Liouville type theorems for the 3D stationary MHD and Hall-MHD equations with non-zero constant vectors at infinity

TL;DR

This paper establishes Liouville type theorems for 3D steady-state MHD and Hall-MHD equations, showing under certain asymptotic conditions that the velocity and magnetic fields are constant vectors at infinity.

Contribution

It provides new Liouville theorems for Hall-MHD systems with non-zero boundary conditions at infinity, including cases with degenerate viscosity or resistivity, using advanced $L^p$ estimates and stability analysis.

Findings

$u$ and $B$ are constant vectors when $B$ tends to a non-zero constant at infinity.

$u$ and $B$ are constant when $u$ tends to a constant at infinity and $B$ tends to zero.

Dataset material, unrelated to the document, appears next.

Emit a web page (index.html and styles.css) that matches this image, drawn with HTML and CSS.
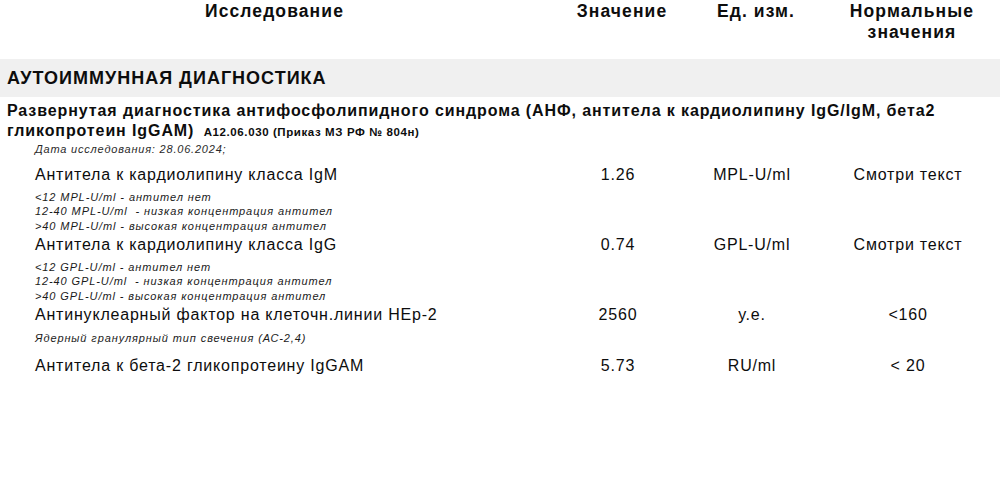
FILE: index.html
```html
<!DOCTYPE html>
<html lang="ru">
<head>
<meta charset="utf-8">
<link rel="stylesheet" href="styles.css">
</head>
<body>
<div class="page">
  <div class="thead">
    <div class="th th-name">Исследование</div>
    <div class="th th-value">Значение</div>
    <div class="th th-unit">Ед. изм.</div>
    <div class="th th-norm">Нормальные<br>значения</div>
  </div>

  <div class="section">АУТОИММУННАЯ ДИАГНОСТИКА</div>

  <div class="group">
    <div class="group-title">Развернутая диагностика антифосфолипидного синдрома (АНФ, антитела к кардиолипину IgG/IgM, бета2 гликопротеин IgGAM) <span class="code">A12.06.030 (Приказ МЗ РФ № 804н)</span></div>
    <div class="date">Дата исследования: 28.06.2024;</div>

    <div class="row">
      <div class="name">Антитела к кардиолипину класса IgM</div>
      <div class="value">1.26</div>
      <div class="unit">MPL-U/ml</div>
      <div class="norm">Смотри текст</div>
    </div>
    <div class="notes">
      <div>&lt;12 MPL-U/ml - антител нет</div>
      <div>12-40 MPL-U/ml&nbsp; - низкая концентрация антител</div>
      <div>&gt;40 MPL-U/ml - высокая концентрация антител</div>
    </div>

    <div class="row">
      <div class="name">Антитела к кардиолипину класса IgG</div>
      <div class="value">0.74</div>
      <div class="unit">GPL-U/ml</div>
      <div class="norm">Смотри текст</div>
    </div>
    <div class="notes">
      <div>&lt;12 GPL-U/ml - антител нет</div>
      <div>12-40 GPL-U/ml&nbsp; - низкая концентрация антител</div>
      <div>&gt;40 GPL-U/ml - высокая концентрация антител</div>
    </div>

    <div class="row">
      <div class="name">Антинуклеарный фактор на клеточн.линии НЕр-2</div>
      <div class="value">2560</div>
      <div class="unit">у.е.</div>
      <div class="norm">&lt;160</div>
    </div>
    <div class="notes notes-single">
      <div>Ядерный гранулярный тип свечения (АС-2,4)</div>
    </div>

    <div class="row">
      <div class="name">Антитела к бета-2 гликопротеину IgGAM</div>
      <div class="value">5.73</div>
      <div class="unit">RU/ml</div>
      <div class="norm">&lt; 20</div>
    </div>
  </div>
</div>
</body>
</html>
```

FILE: styles.css
```css
html, body {
  margin: 0;
  padding: 0;
  background: #ffffff;
}

body {
  font-family: "Liberation Sans", Arial, sans-serif;
  color: #0d0d0d;
}

.page {
  width: 1000px;
}

.thead {
  display: grid;
  grid-template-columns: 568px 100px 168px 144px;
  height: 59px;
  padding-top: 1px;
  padding-left: 4px;
  box-sizing: border-box;
}

.th {
  font-weight: bold;
  font-size: 17.5px;
  line-height: 21px;
  letter-spacing: 1.1px;
  text-align: center;
}

.th-name { padding-right: 27px; }

.section {
  background: #f0f0f0;
  height: 38px;
  display: flex;
  align-items: center;
  padding-left: 7px;
  font-weight: bold;
  font-size: 18px;
  letter-spacing: 1px;
}

.group {
  padding-top: 4px;
}

.group-title {
  padding-left: 7px;
  padding-right: 25px;
  font-weight: bold;
  font-size: 16px;
  line-height: 20px;
  letter-spacing: 0.9px;
}

.code {
  font-size: 11.5px;
  letter-spacing: 0.6px;
  margin-left: 4px;
}

.date {
  padding-left: 35px;
  font-style: italic;
  font-size: 11px;
  line-height: 14px;
  letter-spacing: 0.8px;
  color: #2a2a2a;
  margin-bottom: 9px;
}

.row {
  display: grid;
  grid-template-columns: 568px 100px 168px 144px;
  font-size: 16px;
  line-height: 20px;
  letter-spacing: 0.8px;
}

.name {
  padding-left: 35px;
  white-space: nowrap;
}

.value, .unit, .norm {
  text-align: center;
}

.notes {
  padding-left: 35px;
  font-style: italic;
  font-size: 11px;
  line-height: 14.5px;
  letter-spacing: 0.9px;
  margin-top: 4.5px;
  margin-bottom: 2px;
  color: #1a1a1a;
}

.notes-single {
  margin-top: 6px;
  margin-bottom: 10px;
}
```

Results are obtained under minimal assumptions, extending previous Liouville theorems to more general conditions.

Abstract

In this paper, we investigate Liouville type theorems for the three-dimensional steady-state MHD or Hall-MHD system under some asymptotic assumptions at infinity. Firstly, for the Hall-MHD system we obtain that $u$ and $B$ are constant vectors for any fluid viscosity, magnetic resistivity or Hall-coefficient when the magnetic field $B$ tends to a non-zero constant vector at infinity while the velocity field $u$ tends to $0$. Secondly, it also follows that $u$ and $B$ are constant for the Hall-MHD system when the velocity field tends to a constant vector at infinity while the magnetic field tends to $0$ without any assumptions on viscosity, magnetic resistivity or Hall-coefficient. One main difficulty lies in the Hall term, and we obtain the $L^p$ estimates of a generalized Oseen system with some supercritical terms via Lizorkin's theory and prove that the operator is stable by exploring Kato's stability theorem. Moreover, some similar results for the degenerate fluid viscosity or magnetic resistivity for the MHD system are also obtained, which is independent of interest.